Raw data
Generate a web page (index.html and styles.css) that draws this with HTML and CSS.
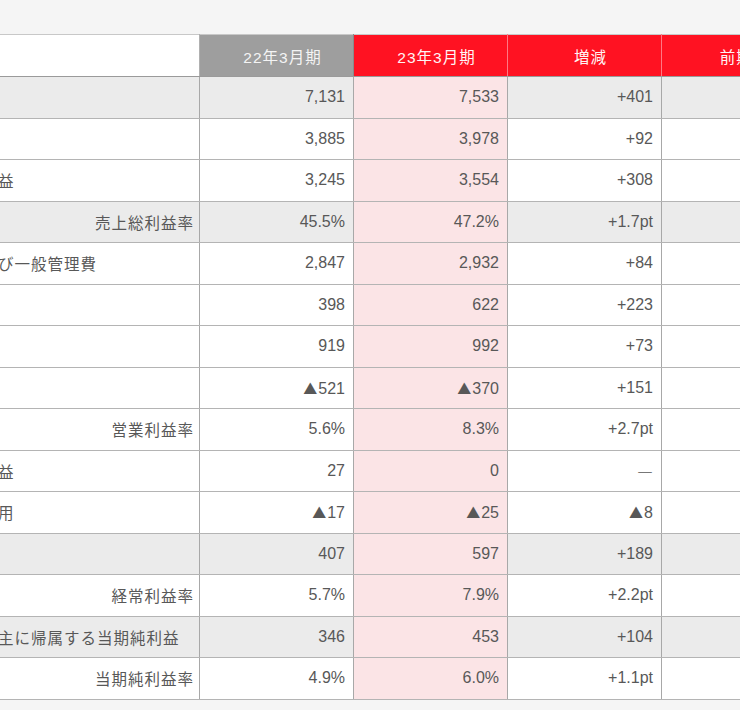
FILE: index.html
```html
<!DOCTYPE html>
<html lang="ja">
<head>
<meta charset="utf-8">
<title>業績</title>
<link rel="stylesheet" href="styles.css">
</head>
<body>
<div class="wrap">
<table class="pl">
  <colgroup>
    <col class="c-label"><col class="c-num"><col class="c-num"><col class="c-num"><col class="c-num">
  </colgroup>
  <thead>
    <tr>
      <th class="blank"></th>
      <th class="prev">22年3月期</th>
      <th class="cur">23年3月期</th>
      <th class="cur">増減</th>
      <th class="cur">前期比</th>
    </tr>
  </thead>
  <tbody>
    <tr class="shade"><td class="lbl">売上高</td><td>7,131</td><td class="hl">7,533</td><td>+401</td><td></td></tr>
    <tr><td class="lbl">売上原価</td><td>3,885</td><td class="hl">3,978</td><td>+92</td><td></td></tr>
    <tr><td class="lbl">売上総利益</td><td>3,245</td><td class="hl">3,554</td><td>+308</td><td></td></tr>
    <tr class="shade"><td class="lbl rt">売上総利益率</td><td>45.5%</td><td class="hl">47.2%</td><td>+1.7pt</td><td></td></tr>
    <tr><td class="lbl">販売費及び一般管理費</td><td>2,847</td><td class="hl">2,932</td><td>+84</td><td></td></tr>
    <tr><td class="lbl">営業利益</td><td>398</td><td class="hl">622</td><td>+223</td><td></td></tr>
    <tr><td class="lbl">事業利益</td><td>919</td><td class="hl">992</td><td>+73</td><td></td></tr>
    <tr><td class="lbl">全社費用</td><td><span class="tri">▲</span>521</td><td class="hl"><span class="tri">▲</span>370</td><td>+151</td><td></td></tr>
    <tr><td class="lbl rt">営業利益率</td><td>5.6%</td><td class="hl">8.3%</td><td>+2.7pt</td><td></td></tr>
    <tr><td class="lbl">営業外収益</td><td>27</td><td class="hl">0</td><td><span class="dash">―</span></td><td></td></tr>
    <tr><td class="lbl">営業外費用</td><td><span class="tri">▲</span>17</td><td class="hl"><span class="tri">▲</span>25</td><td><span class="tri">▲</span>8</td><td></td></tr>
    <tr class="shade"><td class="lbl">経常利益</td><td>407</td><td class="hl">597</td><td>+189</td><td></td></tr>
    <tr><td class="lbl rt">経常利益率</td><td>5.7%</td><td class="hl">7.9%</td><td>+2.2pt</td><td></td></tr>
    <tr class="shade"><td class="lbl">親会社株主に帰属する当期純利益</td><td>346</td><td class="hl">453</td><td>+104</td><td></td></tr>
    <tr><td class="lbl rt">当期純利益率</td><td>4.9%</td><td class="hl">6.0%</td><td>+1.1pt</td><td></td></tr>
  </tbody>
</table>
</div>
</body>
</html>
```

FILE: styles.css
```css
html, body {
  margin: 0;
  padding: 0;
  background: #f5f5f5;
  overflow: hidden;
}
.wrap {
  padding-top: 34px;
  width: 740px;
  overflow: hidden;
}
.pl {
  margin-left: -72px;
  border-collapse: collapse;
  table-layout: fixed;
  width: 887px;
  background: #ffffff;
  font-family: "Liberation Sans", "Noto Sans CJK JP", sans-serif;
  font-size: 16px;
  color: #585858;
}
.c-label { width: 271px; }
.c-num { width: 154px; }
.pl th {
  height: 41px;
  padding: 0 0 0 12px;
  font-weight: normal;
  font-size: 15.5px;
  letter-spacing: 1px;
  text-align: center;
  color: #f4f4f4;
  border: 1px solid #c8c8c8;
  border-bottom-color: #9a9a9a;
}
.pl th.blank {
  background: #ffffff;
  border-right-color: #b0b0b0;
}
.pl th.prev {
  background: #9e9e9e;
  border-right-color: #8a8a8a;
}
.pl th.cur {
  background: #ff1222;
  border-left-color: #ff7884;
  border-right-color: #ff7884;
  color: #fff4f4;
}
.pl td {
  height: 40.5px;
  padding: 0 8px 0 0;
  text-align: right;
  border: 1px solid #a8a8a8;
  border-top-color: #b4b4b4;
  border-bottom-color: #b4b4b4;
  white-space: nowrap;
  overflow: hidden;
}
.pl td.lbl {
  text-align: left;
  font-family: "Noto Sans CJK JP", sans-serif;
  font-size: 15.5px;
  letter-spacing: 1px;
  padding-left: 3px;
  padding-right: 5px;
}
.pl td.lbl.rt {
  text-align: right;
}
.tri {
  font-family: "Noto Sans CJK JP", sans-serif;
  font-size: 14px;
  margin-right: 1px;
}
.dash {
  font-family: "Noto Sans CJK JP", sans-serif;
  font-size: 16px;
}
.pl tr.shade td {
  background: #ebebeb;
}
.pl td.hl,
.pl tr.shade td.hl {
  background: #fbe4e6;
}
```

Your task
Transcribe the full listing above exactly, with the images removed.

Answer to this task
Generate a web page (index.html and styles.css) that draws this with HTML and CSS.
FILE: index.html
```html
<!DOCTYPE html>
<html lang="ja">
<head>
<meta charset="utf-8">
<title>業績</title>
<link rel="stylesheet" href="styles.css">
</head>
<body>
<div class="wrap">
<table class="pl">
  <colgroup>
    <col class="c-label"><col class="c-num"><col class="c-num"><col class="c-num"><col class="c-num">
  </colgroup>
  <thead>
    <tr>
      <th class="blank"></th>
      <th class="prev">22年3月期</th>
      <th class="cur">23年3月期</th>
      <th class="cur">増減</th>
      <th class="cur">前期比</th>
    </tr>
  </thead>
  <tbody>
    <tr class="shade"><td class="lbl">売上高</td><td>7,131</td><td class="hl">7,533</td><td>+401</td><td></td></tr>
    <tr><td class="lbl">売上原価</td><td>3,885</td><td class="hl">3,978</td><td>+92</td><td></td></tr>
    <tr><td class="lbl">売上総利益</td><td>3,245</td><td class="hl">3,554</td><td>+308</td><td></td></tr>
    <tr class="shade"><td class="lbl rt">売上総利益率</td><td>45.5%</td><td class="hl">47.2%</td><td>+1.7pt</td><td></td></tr>
    <tr><td class="lbl">販売費及び一般管理費</td><td>2,847</td><td class="hl">2,932</td><td>+84</td><td></td></tr>
    <tr><td class="lbl">営業利益</td><td>398</td><td class="hl">622</td><td>+223</td><td></td></tr>
    <tr><td class="lbl">事業利益</td><td>919</td><td class="hl">992</td><td>+73</td><td></td></tr>
    <tr><td class="lbl">全社費用</td><td><span class="tri">▲</span>521</td><td class="hl"><span class="tri">▲</span>370</td><td>+151</td><td></td></tr>
    <tr><td class="lbl rt">営業利益率</td><td>5.6%</td><td class="hl">8.3%</td><td>+2.7pt</td><td></td></tr>
    <tr><td class="lbl">営業外収益</td><td>27</td><td class="hl">0</td><td><span class="dash">―</span></td><td></td></tr>
    <tr><td class="lbl">営業外費用</td><td><span class="tri">▲</span>17</td><td class="hl"><span class="tri">▲</span>25</td><td><span class="tri">▲</span>8</td><td></td></tr>
    <tr class="shade"><td class="lbl">経常利益</td><td>407</td><td class="hl">597</td><td>+189</td><td></td></tr>
    <tr><td class="lbl rt">経常利益率</td><td>5.7%</td><td class="hl">7.9%</td><td>+2.2pt</td><td></td></tr>
    <tr class="shade"><td class="lbl">親会社株主に帰属する当期純利益</td><td>346</td><td class="hl">453</td><td>+104</td><td></td></tr>
    <tr><td class="lbl rt">当期純利益率</td><td>4.9%</td><td class="hl">6.0%</td><td>+1.1pt</td><td></td></tr>
  </tbody>
</table>
</div>
</body>
</html>
```

FILE: styles.css
```css
html, body {
  margin: 0;
  padding: 0;
  background: #f5f5f5;
  overflow: hidden;
}
.wrap {
  padding-top: 34px;
  width: 740px;
  overflow: hidden;
}
.pl {
  margin-left: -72px;
  border-collapse: collapse;
  table-layout: fixed;
  width: 887px;
  background: #ffffff;
  font-family: "Liberation Sans", "Noto Sans CJK JP", sans-serif;
  font-size: 16px;
  color: #585858;
}
.c-label { width: 271px; }
.c-num { width: 154px; }
.pl th {
  height: 41px;
  padding: 0 0 0 12px;
  font-weight: normal;
  font-size: 15.5px;
  letter-spacing: 1px;
  text-align: center;
  color: #f4f4f4;
  border: 1px solid #c8c8c8;
  border-bottom-color: #9a9a9a;
}
.pl th.blank {
  background: #ffffff;
  border-right-color: #b0b0b0;
}
.pl th.prev {
  background: #9e9e9e;
  border-right-color: #8a8a8a;
}
.pl th.cur {
  background: #ff1222;
  border-left-color: #ff7884;
  border-right-color: #ff7884;
  color: #fff4f4;
}
.pl td {
  height: 40.5px;
  padding: 0 8px 0 0;
  text-align: right;
  border: 1px solid #a8a8a8;
  border-top-color: #b4b4b4;
  border-bottom-color: #b4b4b4;
  white-space: nowrap;
  overflow: hidden;
}
.pl td.lbl {
  text-align: left;
  font-family: "Noto Sans CJK JP", sans-serif;
  font-size: 15.5px;
  letter-spacing: 1px;
  padding-left: 3px;
  padding-right: 5px;
}
.pl td.lbl.rt {
  text-align: right;
}
.tri {
  font-family: "Noto Sans CJK JP", sans-serif;
  font-size: 14px;
  margin-right: 1px;
}
.dash {
  font-family: "Noto Sans CJK JP", sans-serif;
  font-size: 16px;
}
.pl tr.shade td {
  background: #ebebeb;
}
.pl td.hl,
.pl tr.shade td.hl {
  background: #fbe4e6;
}
```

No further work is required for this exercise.